وَلَكُمْ نِصْفُ مَا تَرَكَ أَزْوَاجُكُمْ إِن لَّمْ يَكُن لَّهُنَّ وَلَدٌ ۚ فَإِن كَانَ لَهُنَّ وَلَدٌ فَلَكُمُ الرُّبُعُ مِمَّا تَرَكْنَ ۚ مِن بَعْدِ وَصِيَّةٍ يُوصِينَ بِهَا أَوْ دَيْنٍ ۚ وَلَهُنَّ الرُّبُعُ مِمَّا تَرَكْتُمْ إِن لَّمْ يَكُن لَّكُمْ وَلَدٌ ۚ فَإِن كَانَ لَكُمْ وَلَدٌ فَلَهُنَّ الثُّمُنُ مِمَّا تَرَكْتُم ۚ مِن بَعْدِ وَصِيَّةٍ تُوصُونَ بِهَا أَوْ دَيْنٍ ۗ وَإِن كَانَ رَجُلٌ يُورَثُ كَلَالَةً أَوِ امْرَأَةٌ وَلَهُ أَخٌ أَوْ أُخْتٌ فَلِكُلِّ وَاحِدٍ مِّنْهُمَا السُّدُسُ ۚ فَإِن كَانُوا أَكْثَرَ مِن ذَٰلِكَ فَهُمْ شُرَكَاءُ فِي الثُّلُثِ ۚ مِن بَعْدِ وَصِيَّةٍ يُوصَىٰ بِهَا أَوْ دَيْنٍ غَيْرَ مُضَارٍّ ۚ وَصِيَّةً مِّنَ اللَّهِ ۗ وَاللَّهُ عَلِيمٌ حَلِيمٌ (١٢)
Dan bagi kalian (para suami), setengah dari harta yang ditinggalkan oleh istri-istri kalian, jika mereka tidak mempunyai anak. Namun jika mereka mempunyai anak, maka kalian mendapatkan seperempat dari harta yang mereka tinggalkan – setelah dipenuhi wasiat yang mereka buat atau (dibayarkan) utangnya. Dan bagi mereka (para istri), seperempat dari harta yang kalian tinggalkan jika kalian tidak mempunyai anak. Namun jika kalian mempunyai anak, maka mereka memperoleh seperdelapan dari harta yang kalian tinggalkan – setelah dipenuhi wasiat yang kalian buat atau (dibayarkan) utang kalian.

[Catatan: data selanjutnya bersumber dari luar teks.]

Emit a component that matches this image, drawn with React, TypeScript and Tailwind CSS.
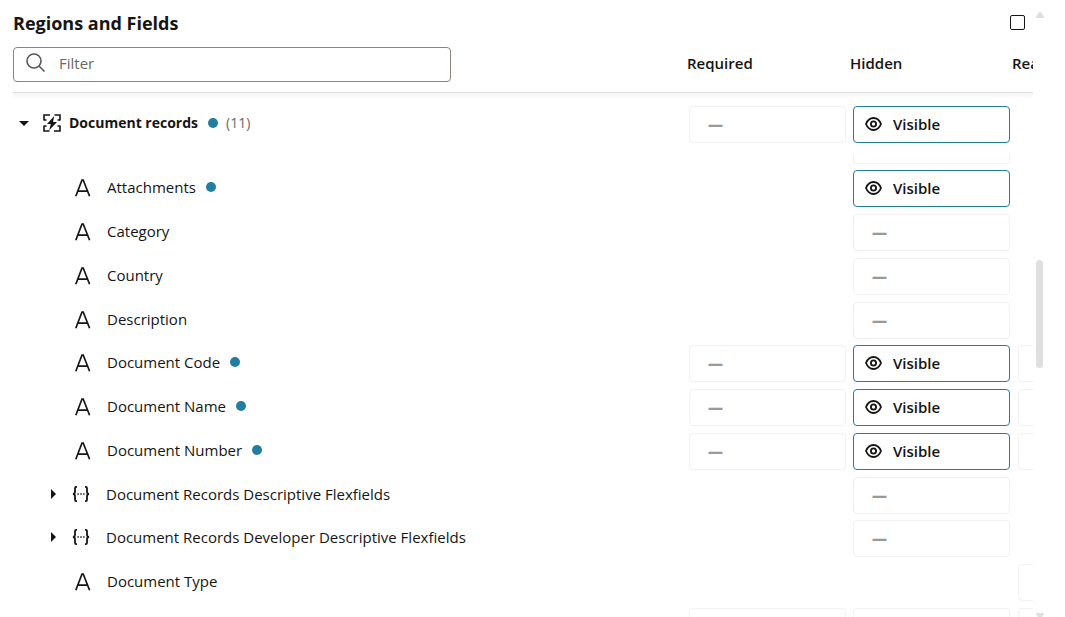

Jika seseorang (laki-laki atau perempuan) yang diwarisi dalam keadaan kalalah (tidak punya ayah dan anak), dan ia mempunyai satu saudara laki-laki atau satu saudara perempuan, maka masing-masing dari keduanya mendapat seperenam. Tetapi jika mereka lebih dari itu, maka mereka bersama-sama mendapat sepertiga – setelah dipenuhi wasiat yang dibuat atau (dibayarkan) utangnya, dengan catatan tidak untuk merugikan (ahli waris). (Itulah) wasiat dari Allah. Dan Allah Maha Mengetahui, Maha Penyantun. (Surah An-Nisa ayat 11–12)

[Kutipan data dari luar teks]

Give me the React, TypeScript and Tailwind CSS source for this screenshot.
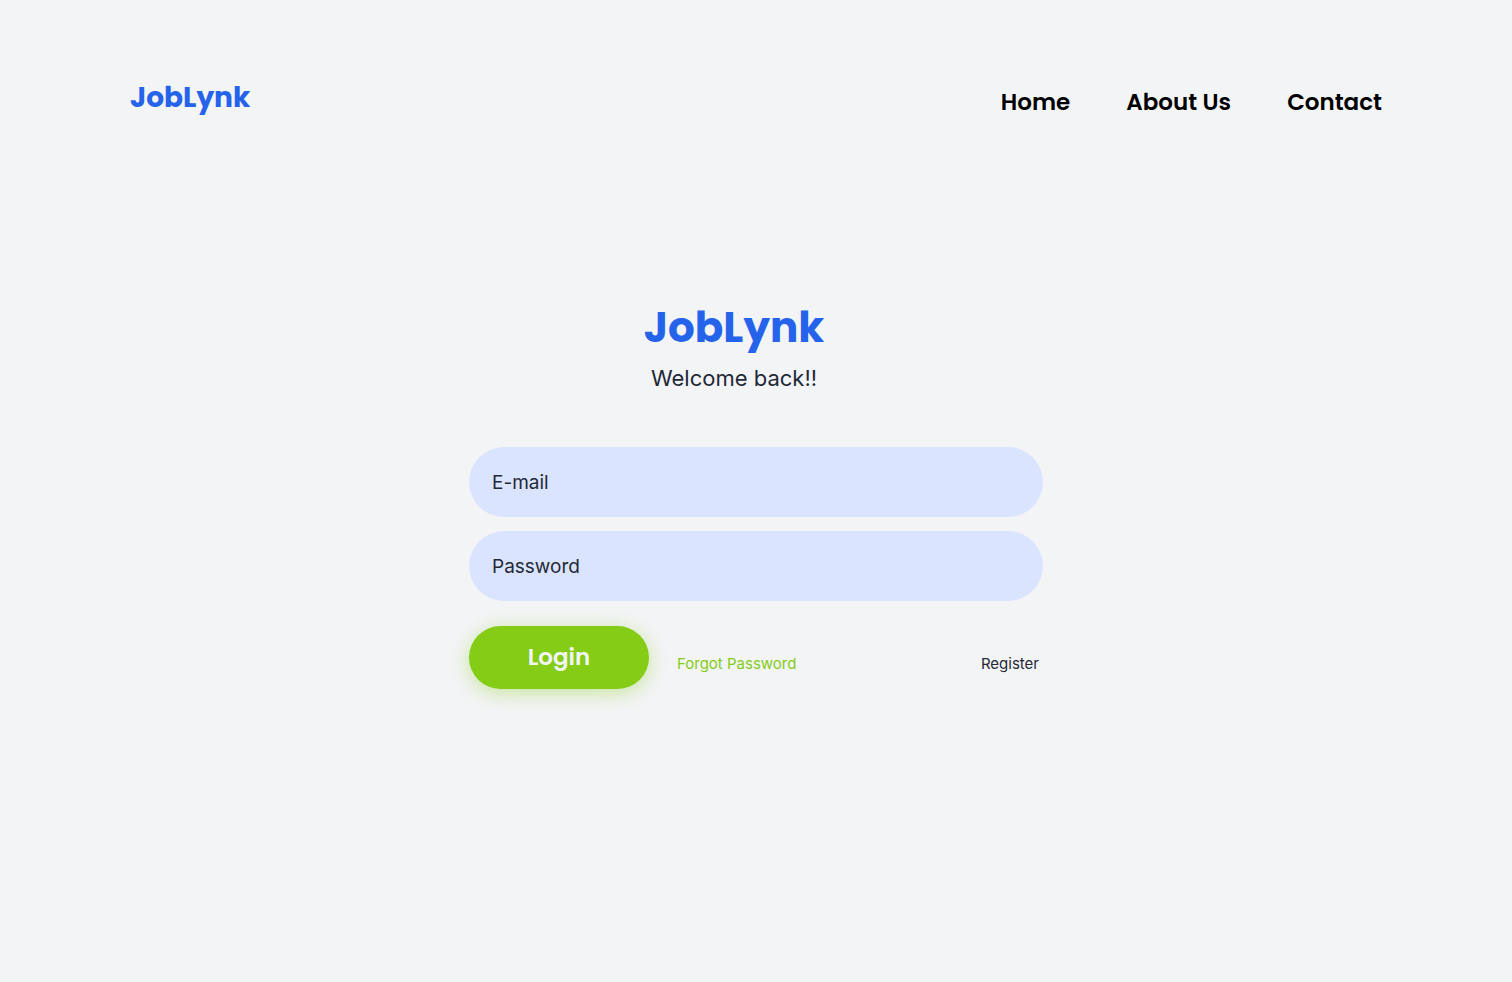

ولا يفوتني – عقب الحديث عن حقها في الميراث – أن أبين هنا أمرين :
Dan tidak boleh saya lewatkan – setelah membahas hak warisnya – untuk menjelaskan di sini dua hal penting:
أولها : أن المرأة ليست ملزمة بنفقة شرعية قِبلَ نفسها ، أو قِبَلَ أحد .
Pertama: Bahwa perempuan tidak dibebani kewajiban nafkah secara syar’i, baik untuk dirinya sendiri maupun untuk orang lain.
ثانيهما : أنها – باعتبار ما كفل لها الشرع الشريف من (ذمة مالية مستقلة) لها أن تستغل مالها بطرق مشروعة ، مما يجعل نصيبها المالي يتضاعف دون أن تنتقصه واجبة عكس الحال في الرجال .
Kedua: Bahwa berdasarkan jaminan syariat mulia tentang hak kepemilikan finansial yang mandiri, perempuan memiliki hak untuk mengelola hartanya sendiri dengan cara yang halal. Hal ini memungkinkan harta miliknya bertambah berlipat tanpa dikurangi oleh kewajiban nafkah — tidak seperti halnya laki-laki.